June 13, 2026 · 5 min read

Synastry Aspects Explained: How Two Charts Actually Talk to Each Other

Synastry aspects are the angles between two people's planets — the heart of astrological compatibility. Here's what conjunctions, trines, squares, and oppositions mean between charts, and which planet pairings matter most.

If you've read anything about synastry, you've run into the word aspects — and probably a wall of jargon about trines and squares and orbs. Aspects are where synastry actually lives. They're the difference between "we're both water signs" and "your Moon sits exactly on my Venus, which is why being around you feels like coming home."

Here's what synastry aspects are, what each one means between two charts, and which planetary pairings carry the most weight.

What an aspect actually is

When you overlay two birth charts, every planet in one chart forms an angle to every planet in the other.
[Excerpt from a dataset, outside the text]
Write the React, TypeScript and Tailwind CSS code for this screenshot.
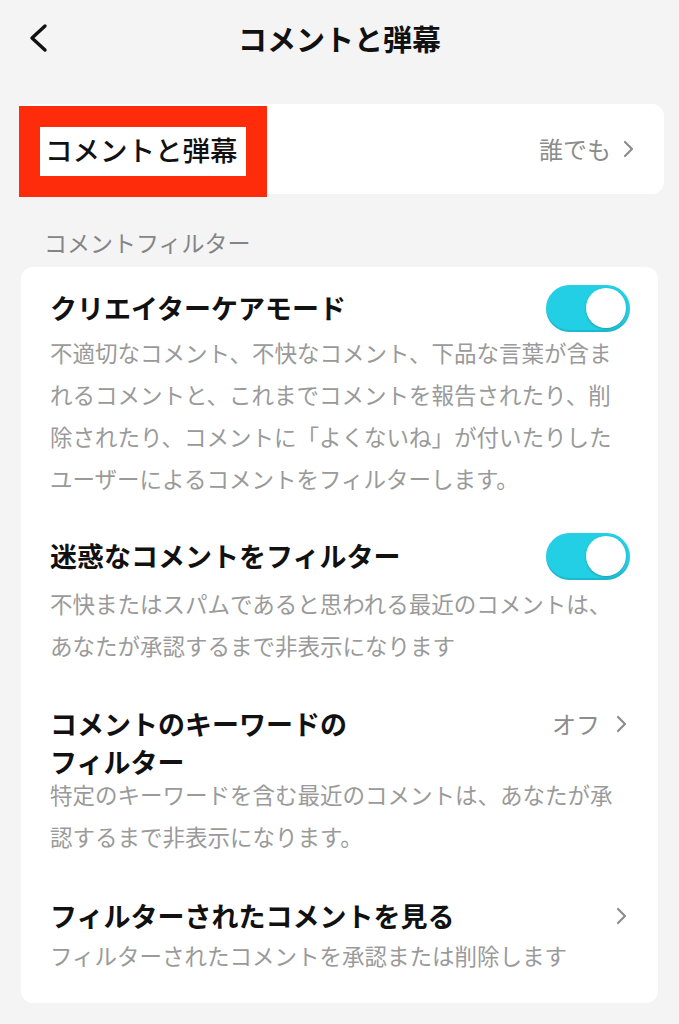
import React from 'react';

const FONT = { fontFamily: '"Noto Sans CJK JP", "Noto Sans", sans-serif' };

function Chevron({ className = '' }: { className?: string }) {
  return (
    <svg viewBox="0 0 16 20" className={className} fill="none" stroke="currentColor" strokeWidth="2.2" strokeLinecap="round" strokeLinejoin="round">
      <polyline points="4,3 11,10 4,17" />
    </svg>
  );
}

function Toggle() {
  return (
    <div className="flex h-[47px] w-[84px] items-center justify-end rounded-full bg-[#23cfe4] pr-[4px] shadow-[inset_0_-2px_0_rgba(0,120,140,0.25)]">
      <div className="h-[40px] w-[40px] rounded-full bg-white shadow-[0_1px_2px_rgba(0,0,0,0.25)]" />
    </div>
  );
}

type Row = {
  title: string[];
  lines: string[];
  right: 'toggle' | 'chevron' | 'off';
  descMt: string;
  mt: string;
};

const ROWS: Row[] = [
  {
    title: ['クリエイターケアモード'],
    lines: [
      '不適切なコメント、不快なコメント、下品な言葉が含ま',
      'れるコメントと、これまでコメントを報告されたり、削',
      '除されたり、コメントに「よくないね」が付いたりした',
      'ユーザーによるコメントをフィルターします。',
    ],
    right: 'toggle',
    descMt: 'mt-[12px]',
    mt: 'mt-0',
  },
  {
    title: ['迷惑なコメントをフィルター'],
    lines: [
      '不快またはスパムであると思われる最近のコメントは、',
      'あなたが承認するまで非表示になります',
    ],
    right: 'toggle',
    descMt: 'mt-[15px]',
    mt: 'mt-[46px]',
  },
  {
    title: ['コメントのキーワードの', 'フィルター'],
    lines: [
      '特定のキーワードを含む最近のコメントは、あなたが承',
      '認するまで非表示になります。',
    ],
    right: 'off',
    descMt: 'mt-0',
    mt: 'mt-[47px]',
  },
  {
    title: ['フィルターされたコメントを見る'],
    lines: ['フィルターされたコメントを承認または削除します'],
    right: 'chevron',
    descMt: 'mt-[7px]',
    mt: 'mt-[48px]',
  },
];

export default function App() {
  return (
    <div className="min-h-screen w-[679px] bg-[#f4f4f4] pb-[21px]" style={FONT}>
      {/* header */}
      <div className="grid h-[76px] grid-cols-[70px_1fr_70px] items-center">
        <div className="pl-[26px] text-[#111]">
          <svg viewBox="0 0 24 30" className="h-[30px] w-[24px]" fill="none" stroke="currentColor" strokeWidth="3.4" strokeLinecap="round" strokeLinejoin="round">
            <polyline points="19,3 6,15 19,27" />
          </svg>
        </div>
        <h1 className="text-center text-[29px] font-bold leading-[40px] text-[#111]">コメントと弾幕</h1>
        <div />
      </div>

      {/* comments & danmaku */}
      <div className="relative ml-[20px] mr-[15px] mt-[28px] flex h-[90px] items-center justify-between rounded-[12px] bg-white pl-[25px] pr-[27px]">
        <span className="text-[27.5px] font-medium leading-[36px] text-[#111]">コメントと弾幕</span>
        <div className="flex items-center gap-[10px] text-[#8c8c8c]">
          <span className="text-[24px] leading-[32px]">誰でも</span>
          <Chevron className="h-[20px] w-[16px]" />
        </div>
        <div className="pointer-events-none absolute left-[-1px] top-[2px] h-[91px] w-[248px] border-[21px] border-[#fe2c0b]" />
      </div>

      <div className="ml-[44px] mt-[32px] text-[23px] leading-[32px] text-[#858585]">コメントフィルター</div>

      {/* filters */}
      <div className="mx-[21px] mt-[9px] rounded-[12px] bg-white pb-[33px] pl-[29px] pr-[28px] pt-[24px]">
        {ROWS.map((r, i) => (
          <div key={i} className={`flex items-start ${r.mt}`}>
            <div className="w-0 min-w-0 flex-1">
              <div className="flex flex-col gap-[4px] text-[27px] font-semibold leading-[34px] text-[#111]">
                {r.title.map(t => (
                  <div key={t}>{t}</div>
                ))}
              </div>
              <div className={`${r.descMt} flex flex-col gap-[12px] text-[22.5px] leading-[30px] text-[#9a9a9a]`}>
                {r.lines.map(l => (
                  <div key={l} className="whitespace-nowrap">{l}</div>
                ))}
              </div>
            </div>
            <div className="flex h-[34px] shrink-0 items-center">
              {r.right === 'toggle' ? <Toggle /> : null}
              {r.right === 'off' ? (
                <div className="flex items-center gap-[14px] text-[#8c8c8c]">
                  <span className="text-[24px] leading-[32px]">オフ</span>
                  <Chevron className="h-[20px] w-[16px]" />
                </div>
              ) : null}
              {r.right === 'chevron' ? <Chevron className="h-[20px] w-[16px] text-[#8c8c8c]" /> : null}
            </div>
          </div>
        ))}
      </div>
    </div>
  );
}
An aspect is a meaningful angle — a specific number of degrees apart that astrologers have long associated with a particular kind of relationship between two energies.

Think of each planet as an instrument. The aspect describes whether two instruments are playing in harmony, in tension, or in unison. Your Mars (drive, desire) forming a trine to their Venus (love, pleasure) is a different sound than your Mars forming a square to their Venus — same two instruments, completely different music.

Aspects don't predict outcomes. They describe the quality of the connection between two specific parts of two specific people. That's the whole game.

The five major aspects in synastry

Conjunction (0°) — fusion

Two planets sit in the same place. Their energies blend completely, for better and worse. A Sun-conjunct-Moon synastry contact is one of the classic "soulmate" signatures — one person's core identity merges with the other's emotional nature. Conjunctions intensify whatever they touch; a Mars-conjunct-Mars can mean shared drive or constant butting of heads.

Trine (120°) — flow

The easiest aspect. Energy moves between the two planets without resistance. A Venus trine Venus means your tastes, values, and ways of loving simply fit. Trines feel good — but because they require no effort, they can also be taken for granted. They're the gifts of the relationship, not the growth.

Sextile (60°) — opportunity

A gentler, more active cousin of the trine. The support is available, but it has to be chosen. Sextiles describe areas where, if you both make a little effort, things click nicely. Easy to overlook, pleasant when used.

Square (90°) — friction

The aspect everyone fears and nobody should. Squares create real tension between two planets — but tension is energy. Many of the most magnetic, can't-stay-away relationships are full of squares. A Mars square Venus is pure attraction-with-friction: you want each other and you drive each other a little crazy. Handled with awareness, squares are the engine of growth. Handled badly, they're the recurring fight.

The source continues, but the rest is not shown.